Of course, the types of crops, weather constraints and optimal seeding and harvest windows will affect this number. For example, areas with longer growing seasons or drier climates are likely able to farm more acres with the same equipment. Consistently, however, crop size increases are simply being driven by size of equipment with labour as the limiting factor. The most efficient machinery assets are usually the largest available as they can cover the most acres in limited seeding and harvest windows.

To capture efficiency, production pods are replicated, jumping farms to 6,000 or 10,000 acres and doubling up equipment. The Spratts are in a medium-size catch-22. Their one line of equipment includes one combine, a sprayer, two semis, a swather, a 50-foot air seeder, one baler and a couple of tractors. Although they’ve maxed out the hours that their one combine — the biggest conventional one that New Holland makes — can do in a year, they don’t have enough work for two combines.

Additionally, the logistics of expanding in smaller increments has become more difficult. Custom harvesting crews require a guaranteed number of acres, and hiring local custom operators is limited as everyone’s finished about the same time anyway.

An overarching limiting factor in many areas and sectors is that there simply isn’t a chance to expand enough to look at adding another combine, buying a bigger air seeder, or hiring on extra help. “The biggest hurdle on our farm right now is land,” say Larry. “Not so much the price of land — purchase or rental — but just getting it.”
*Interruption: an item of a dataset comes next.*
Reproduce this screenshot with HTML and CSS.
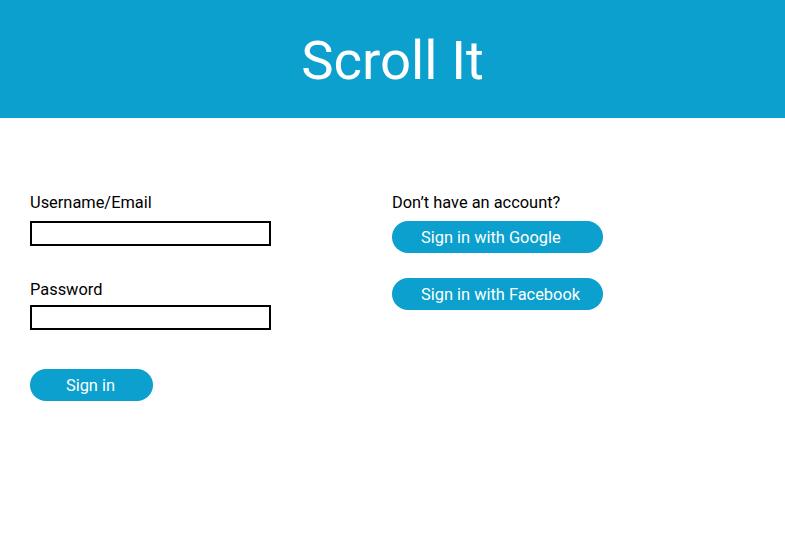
FILE: index.html
```html
<!DOCTYPE html>
<html>
<head>
<meta charset="utf-8">
<link rel="stylesheet" href="styles.css">
</head>
<body>
<header class="topbar"><h1 class="title">Scroll It</h1></header>
<main class="content">
  <form class="login">
    <label class="field-label" for="user">Username/Email</label>
    <input class="field-input" id="user" type="text">
    <label class="field-label second" for="pass">Password</label>
    <input class="field-input tight" id="pass" type="password">
    <button class="btn btn-signin" type="button">Sign in</button>
  </form>
  <section class="social">
    <p class="field-label">Don’t have an account?</p>
    <button class="btn btn-social" type="button">Sign in with Google</button>
    <button class="btn btn-social fb" type="button">Sign in with Facebook</button>
  </section>
</main>
</body>
</html>
```
FILE: styles.css
```css
html, body {
  margin: 0;
  padding: 0;
  background: #fff;
  font-family: Roboto, "Liberation Sans", sans-serif;
  color: #000;
}
.topbar {
  background: #0ba0cd;
  height: 118px;
  display: flex;
  align-items: center;
  justify-content: center;
}
.title {
  margin: 0;
  color: #fff;
  font-weight: 400;
  font-size: 54.5px;
  line-height: 1;
  padding-top: 2px;
}
.content {
  display: flex;
  padding: 75px 30px 0 30px;
}
.login {
  width: 362px;
  display: flex;
  flex-direction: column;
  align-items: flex-start;
}
.field-label {
  display: block;
  margin: 0;
  font-size: 16.4px;
  line-height: 19px;
}
.field-input {
  box-sizing: border-box;
  width: 241px;
  height: 25px;
  margin: 9px 0 0 0;
  border: 2px solid #000;
  padding: 0;
  background: #fff;
  outline: none;
}
.field-input + .field-label.second {
  margin-top: 34px;
}
.field-input.tight {
  margin-top: 6px;
}
.btn {
  border: none;
  background: #0ba0cd;
  color: #fff;
  font-family: Roboto, "Liberation Sans", sans-serif;
  font-size: 16.4px;
  height: 32px;
  border-radius: 16px;
  padding: 0;
  cursor: pointer;
}
.btn-signin {
  width: 123px;
  margin-top: 39px;
  text-align: center;
  padding-right: 2px;
}
.social {
  display: flex;
  flex-direction: column;
  align-items: flex-start;
}
.btn-social {
  width: 211px;
  text-align: left;
  padding-left: 29px;
  margin-top: 9px;
}
.btn-social.fb {
  margin-top: 25px;
}
```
Like many medium-size farmers, the Spratts might have a relative advantage over larger farms in things like working capital, debt to equity and debt structure ratio. They own 65 per cent of their land and the rest is crop-shared and cash-rented, so they could afford to increase their land base. However, it’s simply not available — or the Spratts don’t want to get into a bidding war. Rent in the Melfort area runs $70 to $80 per acre, some of the highest in Saskatchewan.

“But equity doesn’t pay the bills,” says Larry.

Instead the farm is focused on paying off existing loans and on maximizing each acre of output by keeping input costs as low as possible. If the price is right, they might add some commercial cows to calve in mid-spring so they can improve cash flow on their cattle enterprise.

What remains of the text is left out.